Charles Robert Knight, (born October 21, 1874, Brooklyn, New York - died April 15, 1953, New York, New York) was a pioneer in the genre of restoration art and paleoart depicting prehistoric creatures and landscapes. His artwork was featured at the American Museum of Natural History including large murals hung in the Museum’s halls.

Biographical Note

Charles Robert Knight, paleoartist with artwork featured at the American Museum of Natural History, was born on October 21, 1874 in Brooklyn, New York to George Wakefield and Lucy Anne Knight. During his career Knight mastered the restoration art genre, depicting for viewers prehistoric creatures and landscapes (1). He is credited with painting well-known large murals commissioned by Henry Fairfield Osborn, AMNH paleontologist and the Museum's first curator of Vertebrate Paleontology and later Museum president, whom Knight first met in 1896 (2), beginning an association with the Museum for Knight that would span more than 50 years. Knight's work on canvas and in sculpture can be seen at the AMNH, the Chicago Field Museum, other major institutions around the United States, and in many major scientific and popular publications such as National Geographic (1). In addition to drawing extinct animals, Knight captured on paper and canvas approximately 800 living species.
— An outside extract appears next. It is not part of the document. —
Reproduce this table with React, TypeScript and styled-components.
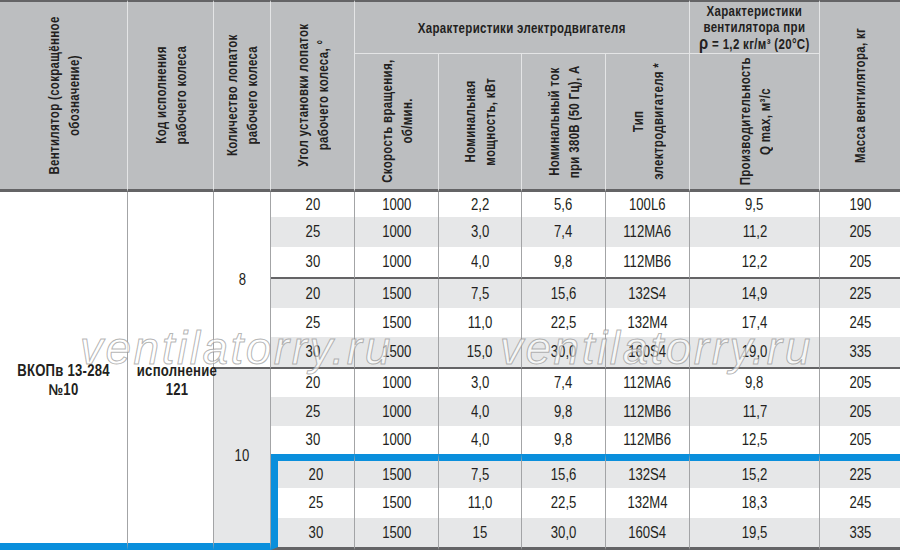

Though an injury left Knight with blindness in one eye as a young boy, he was educated at the Froebel Academy and by age 12 studied art at the Metropolitan Museum School of Art, the School of Design, The Architectural League, and the Art Students League under several masters including Frank Dumond (3). Knight’s mother died of pneumonia when he was very young and his father remarried in 1882, to Sarah Davis. Knight’s step-mother was an amateur painter who inspired the young Charles and she encouraged his art (4). He showed a strong interest in animals and art at an early age and drew animals from life while observing them at the Central Park Zoo and the Bronx Zoo. He also studied anatomy behind the scenes at exhibition preparation and taxidermy at the AMNH (3). He was able to gain access to these Museum activities as his father, George Wakefield, worked for J.P. Morgan, who served in many roles for the Museum and contributed to Museum expeditions and public exhibitions. As early as age 16 Knight was selling artwork to publications.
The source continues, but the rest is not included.